_WHAT IS EXPECTED_
State how many lines in the listing below include the word "page". Give nothing but the number.
** START **
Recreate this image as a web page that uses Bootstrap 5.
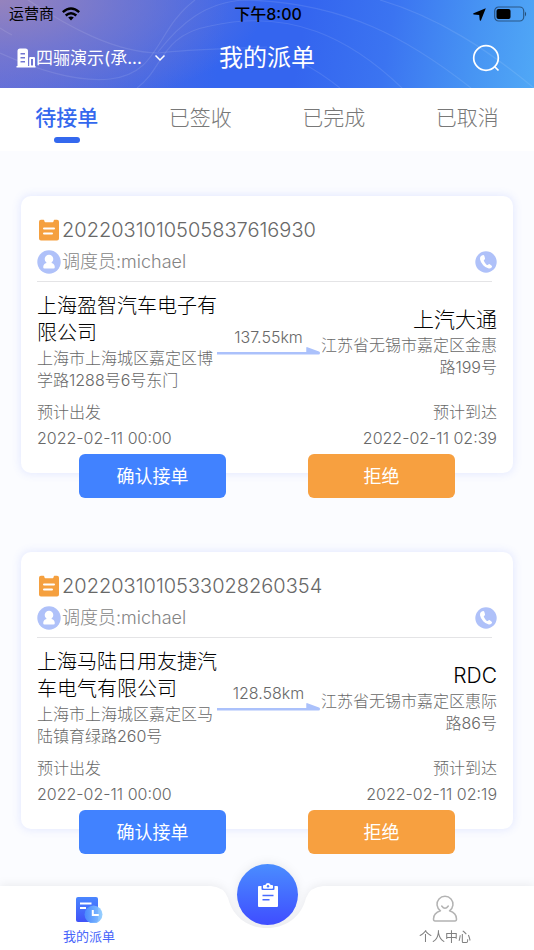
<!DOCTYPE html>
<html lang="zh-CN">
<head>
<meta charset="utf-8">
<meta name="viewport" content="width=device-width, initial-scale=1">
<title>我的派单</title>
<link href="https://cdn.jsdelivr.net/npm/bootstrap@5.3.0/dist/css/bootstrap.min.css" rel="stylesheet">
<style>
  body { font-family: Inter, "Noto Sans CJK SC", sans-serif; font-weight: 300; background: #fbfcff; color: #686868; font-size: 16px; line-height: 22px; }
  svg { display: block; flex: none; }
  .app-head { background: radial-gradient(ellipse 50% 130% at 0 0, #9583bd 0, rgba(131,125,201,.65) 45%, rgba(100,110,220,0) 100%), linear-gradient(100deg, #5d6bdc 0, #4a69e2 22%, #3465ef 42%, #3465ef 56%, #3b74f1 72%, #4794f3 88%, #50a8f6 100%); color: #fff; }
  .head-lines { z-index: 0; }
  .status-row { height: 28px; padding: 0 7px 0 9px; color: #000; font-size: 15px; font-weight: 400; }
  .status-time { font-size: 16px; font-weight: 500; }
  .title-row { height: 60px; padding: 0 16px; }
  .org-select { appearance: none; background: none; border: 0; color: #fff; font-size: 17px; line-height: 28px; width: 110px; padding: 0; font-weight: 400; }
  .page-title { font-size: 24px; line-height: 32px; font-weight: 400; }
  .search-btn { margin-right: 18px; }
  .tab-row { height: 63px; background: #fff; }
  .tab-row .tab-item { position: relative; font-size: 21px; line-height: 28px; color: #787878; padding: 16px 0 19px; border: 0; border-radius: 0; background: none; }
  .tab-row .tab-item.active { color: #3468ee; font-weight: 500; background: none; }
  .tab-item.active::after { content: ""; position: absolute; left: 50%; bottom: 8px; width: 26px; height: 6px; margin-left: -13px; border-radius: 3px; background: #3468ee; }
  .orders { padding: 45px 21px 96px; }
  .order + .order { margin-top: 54px; }
  .order-card { border: 0; border-radius: 10px; box-shadow: 0 0 8px 1px rgba(75,105,255,.13); padding: 21px 16px 20px; min-height: 277px; }
  .order-no { font-size: 20px; line-height: 26px; gap: 3px; padding-left: 2px; }
  .agent { font-size: 18px; line-height: 26px; color: #848484; gap: 1px; margin-top: 6px; padding-bottom: 6px; border-bottom: 1px solid #e4e4e6; margin-right: 5px; }
  .agent .call { margin-right: -5px; }
  .route { margin-top: 11px; }
  .place-from { flex: 0 0 180px; }
  .place-to { flex: 0 0 177px; }
  .place-name { color: #000; font-size: 20px; line-height: 27px; font-weight: 300; }
  .place-to .place-name { font-size: 21px; line-height: 28px; }
  .distance { line-height: 20px; padding-bottom: 3px; }
  .distance svg { width: 100%; height: 8px; }
  .times { margin-top: 8px; line-height: 26px; }
  .order-actions { margin-top: -19px; padding: 0 17px; position: relative; }
  .act { width: 147px; height: 44px; border: 0; border-radius: 6px; color: #fff; font-size: 18px; padding: 0; }
  .act-accept { background: #4182ff; }
  .act-refuse { background: #f7a040; }
  .act:hover { color: #fff; filter: brightness(.95); }
  .dock { height: 64px; filter: drop-shadow(0 -1px 5px rgba(0,0,0,.07)); }
  .dock-side { background: #fff; flex: 1 1 0; }
  .dock-link { font-size: 13px; line-height: 18px; color: #808080; width: 33.333vw; max-width: 100%; padding-top: 9px; gap: 4px; text-decoration: none; font-weight: 400; }
  .dock-link.active { color: #4865fa; }
  .dock-main { position: absolute; left: 50%; top: -22px; width: 61px; height: 61px; margin-left: -30px; border: 0; border-radius: 50%; background: linear-gradient(#4a8dff, #3f4dff); }
</style>
<script src="https://cdn.jsdelivr.net/npm/bootstrap@5.3.0/dist/js/bootstrap.bundle.min.js"></script>
</head>
<body>
<svg width="0" height="0" class="position-absolute" aria-hidden="true">
  <symbol id="i-order" viewBox="0 0 20 22"><path d="M2 .8h2.500q.7 0 .9 1.200.2 1.300 1 1.300h7.200q.8 0 1-1.300Q14.800.8 15.500.8H18q2 0 2 2v16.700q0 2-2 2H2q-2 0-2-2V2.800q0-2 2-2Z" fill="#f5a03f"/><path d="M5 9.500h10M5 14.500h8" stroke="#fff" stroke-width="2" stroke-linecap="round"/></symbol>
  <symbol id="i-agent" viewBox="0 0 24 24"><circle cx="12" cy="12" r="11.700" fill="#afc1f9"/><circle cx="12" cy="9" r="4.300" fill="#fff"/><path d="M9.500 11h5v2q3.300.8 3.300 4.200 0 1.300-1.300 1.300h-9q-1.300 0-1.300-1.300 0-3.400 3.300-4.200Z" fill="#fff"/></symbol>
  <symbol id="i-phone" viewBox="0 0 22 22"><circle cx="11" cy="11" r="10.700" fill="#afc1f9"/><path d="M7.400 4.200 6 5Q4.800 6 5 8.200q.6 3.300 3.200 6 2.700 2.800 5.600 3.300 1.700.2 2.800-1 .9-1 .1-1.800l-1.900-1.500q-.8-.5-1.500.2-.9.9-1.500.5Q9.800 12.300 8.800 9.800q-.2-.7.600-1.100.9-.5.600-1.400L9.300 4.800q-.5-1.200-1.900-.6Z" fill="#fff"/></symbol>
  <symbol id="i-arrow" viewBox="0 0 105 8" preserveAspectRatio="none"><path d="M0 5h91V1q0-1.200 1.200-.8L104 4.600q1 .5 1 1.400 0 1.500-1.500 1.500H0Z" fill="#abc1fb"/></symbol>
</svg>

<header class="app-head position-relative">
  <svg class="head-lines position-absolute top-0 start-0 w-100 h-100" viewBox="0 0 534 88" preserveAspectRatio="none" fill="none" stroke="#fff" stroke-opacity=".1" stroke-width="1.200" aria-hidden="true"><path d="M0 53C42 72 80 82 110 79C160 74 155 30 195 0"/><path d="M28 0C70 28 115 52 158 53C190 49 220 49 267 47"/><path d="M0 28C3 30 8 33 12 35"/><path d="M137 88C163 70 160 35 210 26C290 8 350 38 402 88"/><path d="M158 52C180 24 205 2 245 0C345 2 410 40 471 88M380 0C438 17 488 50 534 88M300 62Q320 72 340 88"/></svg>
  <div class="status-row position-relative d-flex align-items-center">
    <div class="col d-flex align-items-center gap-2"><span>运营商</span>
      <svg width="18" height="14" viewBox="0 0 18 14" aria-label="Wi-Fi"><g fill="none" stroke="#000" stroke-width="2.400"><path d="M.8 5.200q8.200-7.500 16.400 0M3.700 8.500q5.300-4.700 10.600 0"/></g><path d="M6.200 10.600q2.800-2.400 5.600 0L9 13.500Z"/></svg></div>
    <div class="status-time">下午8:00</div>
    <div class="col d-flex align-items-center justify-content-end gap-2">
      <svg width="13" height="13" viewBox="0 0 13 13" aria-hidden="true"><path d="M12.800.2 8 12.300q-.8 1.200-1.300-.2L6.200 6.900.9 6.500Q-.4 6.200.6 5.300Z"/></svg>
      <svg width="33" height="16" viewBox="0 0 33 16" aria-label="电量"><rect x=".7" y="1" width="29" height="14" rx="4" fill="none" stroke="#000" stroke-opacity=".45" stroke-width="1.200"/><rect x="2.500" y="3" width="14" height="10" rx="2"/><path d="M31 5.500q2.300 2.500 0 5Z" opacity=".5"/></svg></div>
  </div>
  <div class="title-row position-relative d-flex align-items-center">
    <div class="col d-flex align-items-center">
      <svg width="20" height="20" viewBox="0 0 20 20" aria-hidden="true"><path fill="#fff" fill-rule="evenodd" d="M1.500 18V3Q1.500.5 4 .5h5.500Q12 .5 12 3v15h1.200V10q0-1 1-1h3.800q1 0 1 1v8h.5v1.500H.5V18ZM4.500 5v1.500h4.500V5Zm0 4v1.500h4.500V9Zm0 4v1.500h4.500V13ZM15 11v6.500h2V11Z"/></svg>
      <select id="org" class="org-select" aria-label="承运单位"><option>四骊演示(承...</option></select>
      <svg width="12" height="8" viewBox="0 0 12 8" fill="none" stroke="#fff" stroke-width="1.500" class="ms-2" aria-hidden="true"><path d="m1.500 1.500 4.500 4.500 4.500-4.500"/></svg>
    </div>
    <h1 class="page-title m-0">我的派单</h1>
    <div class="col d-flex justify-content-end">
      <button class="search-btn btn p-0 border-0" type="button" aria-label="搜索"><svg width="28" height="28" viewBox="0 0 28 28" fill="none" stroke="#fff" stroke-width="1.700"><circle cx="14" cy="14" r="12.300"/><path d="m22.500 22.500 4 4"/></svg></button></div>
  </div>
</header>

<nav class="tab-row nav nav-fill flex-nowrap" aria-label="派单状态">
  <button type="button" class="tab-item nav-link col active">待接单</button>
  <button type="button" class="tab-item nav-link col">已签收</button>
  <button type="button" class="tab-item nav-link col">已完成</button>
  <button type="button" class="tab-item nav-link col">已取消</button>
</nav>

<main class="orders">
  <article class="order">
    <div class="order-card card">
      <div class="order-no d-flex align-items-center"><svg width="20" height="22" aria-hidden="true"><use href="#i-order"/></svg><span>2022031010505837616930</span></div>
      <div class="agent d-flex align-items-center"><svg width="24" height="24" aria-hidden="true"><use href="#i-agent"/></svg><span>调度员:michael</span>
        <button class="call btn p-0 border-0 ms-auto" type="button" aria-label="拨打电话"><svg width="22" height="22"><use href="#i-phone"/></svg></button></div>
      <div class="route d-flex align-items-center">
        <div class="place-from"><h2 class="place-name m-0">上海盈智汽车电子有限公司</h2><div>上海市上海城区嘉定区博学路1288号6号东门</div></div>
        <div class="distance flex-fill text-center"><span>137.55km</span><svg aria-hidden="true"><use href="#i-arrow"/></svg></div>
        <div class="place-to text-end"><h2 class="place-name m-0">上汽大通</h2><div>江苏省无锡市嘉定区金惠路199号</div></div>
      </div>
      <div class="times d-flex justify-content-between">
        <div><div>预计出发</div><time datetime="2022-02-11T00:00">2022-02-11 00:00</time></div>
        <div class="text-end"><div>预计到达</div><time datetime="2022-02-11T02:39">2022-02-11 02:39</time></div>
      </div>
    </div>
    <div class="order-actions d-flex justify-content-around"><button type="button" class="act act-accept btn">确认接单</button><button type="button" class="act act-refuse btn">拒绝</button></div>
  </article>

  <article class="order">
    <div class="order-card card">
      <div class="order-no d-flex align-items-center"><svg width="20" height="22" aria-hidden="true"><use href="#i-order"/></svg><span>2022031010533028260354</span></div>
      <div class="agent d-flex align-items-center"><svg width="24" height="24" aria-hidden="true"><use href="#i-agent"/></svg><span>调度员:michael</span>
        <button class="call btn p-0 border-0 ms-auto" type="button" aria-label="拨打电话"><svg width="22" height="22"><use href="#i-phone"/></svg></button></div>
      <div class="route d-flex align-items-center">
        <div class="place-from"><h2 class="place-name m-0">上海马陆日用友捷汽车电气有限公司</h2><div>上海市上海城区嘉定区马陆镇育绿路260号</div></div>
        <div class="distance flex-fill text-center"><span>128.58km</span><svg aria-hidden="true"><use href="#i-arrow"/></svg></div>
        <div class="place-to text-end"><h2 class="place-name m-0">RDC</h2><div>江苏省无锡市嘉定区惠际路86号</div></div>
      </div>
      <div class="times d-flex justify-content-between">
        <div><div>预计出发</div><time datetime="2022-02-11T00:00">2022-02-11 00:00</time></div>
        <div class="text-end"><div>预计到达</div><time datetime="2022-02-11T02:19">2022-02-11 02:19</time></div>
      </div>
    </div>
    <div class="order-actions d-flex justify-content-around"><button type="button" class="act act-accept btn">确认接单</button><button type="button" class="act act-refuse btn">拒绝</button></div>
  </article>
</main>

<nav class="dock fixed-bottom d-flex" aria-label="主导航">
  <div class="dock-side"><a href="#" class="dock-link active d-flex flex-column align-items-center">
    <svg width="28" height="28" viewBox="0 0 28 28" aria-hidden="true"><defs><linearGradient id="g1" x2="0" y2="1"><stop stop-color="#4a86ff"/><stop offset="1" stop-color="#4052f8"/></linearGradient><linearGradient id="g2"><stop stop-color="#4a8cff"/><stop offset="1" stop-color="#8fccff"/></linearGradient></defs><rect x="1" y="2" width="22" height="25" rx="2" fill="url(#g1)"/><path d="M5 8.500h11.500M5 13h6" stroke="#fff" stroke-width="2"/><circle cx="18.500" cy="19.500" r="9" fill="url(#g2)" opacity=".92"/><path d="M17.800 15v5h6" fill="none" stroke="#fff" stroke-width="2"/></svg>
    <span>我的派单</span></a></div>
  <svg width="112" height="64" viewBox="0 0 112 64" aria-hidden="true"><path fill="#fff" d="M0 0Q13 1 17 12C22 32 38 42 56 42S90 32 95 12Q99 1 112 0V64H0Z"/></svg>
  <div class="dock-side"><a href="#" class="dock-link ms-auto d-flex flex-column align-items-center">
    <svg width="28" height="28" viewBox="0 0 28 28" fill="none" stroke="#b3b3b3" stroke-width="1.500" stroke-linejoin="round" aria-hidden="true"><path d="M9.500 15.800A8 8 0 1 1 18.500 15.800Q25.500 18 25.500 24 25.500 26 24 26H4Q2.500 26 2.500 24 2.500 18 9.500 15.800Z"/><path d="M10.700 11q3.300 4.500 6.600 0" stroke-linecap="round"/></svg>
    <span>个人中心</span></a></div>
  <button type="button" class="dock-main d-flex align-items-center justify-content-center p-0" aria-label="新建派单"><svg width="20" height="24" viewBox="0 0 20 24" aria-hidden="true"><path d="M1 3h2.500v3q0 1 1 1h11q1 0 1-1V3H19q1 0 1 1v19q0 1-1 1H1q-1 0-1-1V4q0-1 1-1Z" fill="#fff"/><path d="M5 5V3q0-1 1-1h1.300Q8 0 10 0t2.700 2H14q1 0 1 1v2q0 .8-1 .8H6Q5 5.800 5 5Z" fill="#fff"/><circle cx="10" cy="3.200" r="1.200" fill="#4777ff"/><path d="M4.500 12.500h11M4.500 16.800h7" stroke="#476bff" stroke-width="1.500"/></svg></button>
</nav>
</body>
</html>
** END **
_THE SOLUTION_
3